The black-throated green warbler is often accompanied by another of my summer favorites, the red-eyed vireo. This bird too is near invisible as it flits behind the lush green screen of leaves, but if you know what to listen for, its incessant voice cannot be missed. Its repetitive, rollicking song seems to ask a question and then answer it: "Where are you? Here I am. [pause] Where are you? Here I am," over and over again. A researcher tallying the output of one individual counted 20,000 song repetitions in a single day. Fortunately the song is a pretty one, reminiscent of a robin's. Many summer afternoons, when other birds are taking a siesta, the red-eye will still be tirelessly singing away, pausing only occasionally to catch a caterpillar, knock it senseless against a tree branch and then eat it. A nondescript gray bird (its red eyes are not noticeable except at close range), this one appeals to me because of its persistence and familiarity. With it around, at least we'll never experience a "silent summer."

A non-birder friend once asked me to join her on a walk in the woods to help her identify a bird that had been haunting her to the point of torment. She hadn't been able to see it in the dense, coniferous forest near her home, so had nothing to go on to look it up in a bird book, but she avowed that it had the most beautiful birdsong she'd ever heard.

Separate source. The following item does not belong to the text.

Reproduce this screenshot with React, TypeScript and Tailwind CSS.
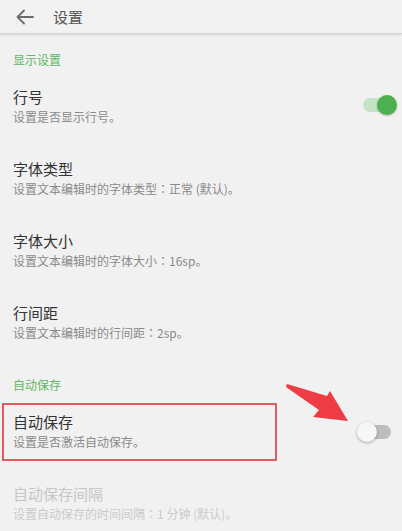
import React from "react";

const font = { fontFamily: '"Noto Sans CJK SC", "Noto Sans", sans-serif' };

function Colon() {
  return <span style={{ fontFamily: '"Noto Sans CJK TC", sans-serif' }}>：</span>;
}

function ToggleOn() {
  return (
    <div className="relative w-[34px] h-[22px] shrink-0">
      <div className="absolute left-0 right-[4px] top-[4px] h-[14px] rounded-full bg-[#c3e3c4]" />
      <div className="absolute right-0 top-[1px] w-[20px] h-[20px] rounded-full bg-[#4caf50] shadow-[0_1px_2px_rgba(0,0,0,0.25)]" />
    </div>
  );
}

function ToggleOff() {
  return (
    <div className="relative w-[34px] h-[22px] shrink-0">
      <div className="absolute left-[4px] right-0 top-[4px] h-[14px] rounded-full bg-[#bdbdbd]" />
      <div className="absolute left-0 top-[1px] w-[20px] h-[20px] rounded-full bg-[#f7f7f7] shadow-[0_1px_3px_rgba(0,0,0,0.3)]" />
    </div>
  );
}

function Item({ title, sub, right }: { title: string; sub: React.ReactNode; right?: React.ReactNode }) {
  return (
    <div className="flex items-center h-[72px] pl-[13px]">
      <div className="flex flex-col">
        <div className="text-[15px] leading-[22px] text-[#333333]">{title}</div>
        <div className="text-[12px] leading-[18px] text-[#8a8a8a]">{sub}</div>
      </div>
      {right && <div className="ml-auto mr-[5px] mt-[-2px]">{right}</div>}
    </div>
  );
}

export default function App() {
  return (
    <div className="relative w-[402px] h-[531px] overflow-hidden bg-[#f1f1f1]" style={font}>
      {/* header */}
      <div className="h-[34px] flex items-center bg-[#f2f2f2] border-b border-[#d4d4d4] shadow-[0_1px_2px_rgba(0,0,0,0.12)]">
        <svg width="18" height="16" viewBox="0 0 18 16" className="ml-[16px]" fill="none" stroke="#6b6b6b" strokeWidth="1.8" strokeLinecap="round" strokeLinejoin="round">
          <path d="M17 8H1.5M8 1.5L1.5 8L8 14.5" />
        </svg>
        <div className="ml-[19px] text-[15px] leading-[20px] text-[#555555] mt-[1px]">设置</div>
      </div>

      {/* section 1 */}
      <div className="pt-[18px] pb-[2px] pl-[13px] text-[12px] leading-[16px] text-[#5fb862]">显示设置</div>
      <Item title="行号" sub="设置是否显示行号。" right={<ToggleOn />} />
      <Item title="字体类型" sub={<>设置文本编辑时的字体类型<Colon />正常 (默认)。</>} />
      <Item title="字体大小" sub={<>设置文本编辑时的字体大小<Colon />16sp。</>} />
      <Item title="行间距" sub={<>设置文本编辑时的行间距<Colon />2sp。</>} />

      {/* section 2 */}
      <div className="pt-[19px] pl-[13px] text-[12px] leading-[16px] text-[#5fb862]">自动保存</div>
      <div className="pt-[10px] flex items-center">
        <div className="ml-[2px] w-[275px] h-[58px] border-2 border-[#e35b5f] pl-[9px] pt-[6px] flex flex-col">
          <div className="text-[15px] leading-[22px] text-[#333333]">自动保存</div>
          <div className="text-[12px] leading-[18px] text-[#8a8a8a]">设置是否激活自动保存。</div>
        </div>
        <div className="ml-auto mr-[11px]">
          <ToggleOff />
        </div>
      </div>
      <div className="pt-[22px] pl-[13px] flex flex-col">
        <div className="text-[15px] leading-[22px] text-[#c6c6c6]">自动保存间隔</div>
        <div className="text-[12px] leading-[18px] text-[#cbcbcb]">设置自动保存的时间间隔<Colon />1 分钟 (默认)。</div>
      </div>

      {/* red annotation arrow */}
      <svg className="absolute left-0 top-0 pointer-events-none" width="402" height="531" viewBox="0 0 402 531">
        <polygon points="287,384 327,396 330,391 348,421 313,417 319,410 286,387" fill="#ee3b44" />
      </svg>
    </div>
  );
}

When she said that, I knew what we were looking for: the winter wren. This elusive, tiny brown bird skulks around in the roots of upturned trees and in impenetrable thickets of spruce. But its voice arises like a crazy miracle of sound, seeming to issue from the dark heart of the very forest itself -- a very long, ecstatic series of high-pitched, ethereal trills. It's difficult to hear this song while walking alone on a mossy-banked trail, sunlight filtering in through the tall trunks of old trees to illuminate wildflowers and ferns in the understory, and not believe in fairy music.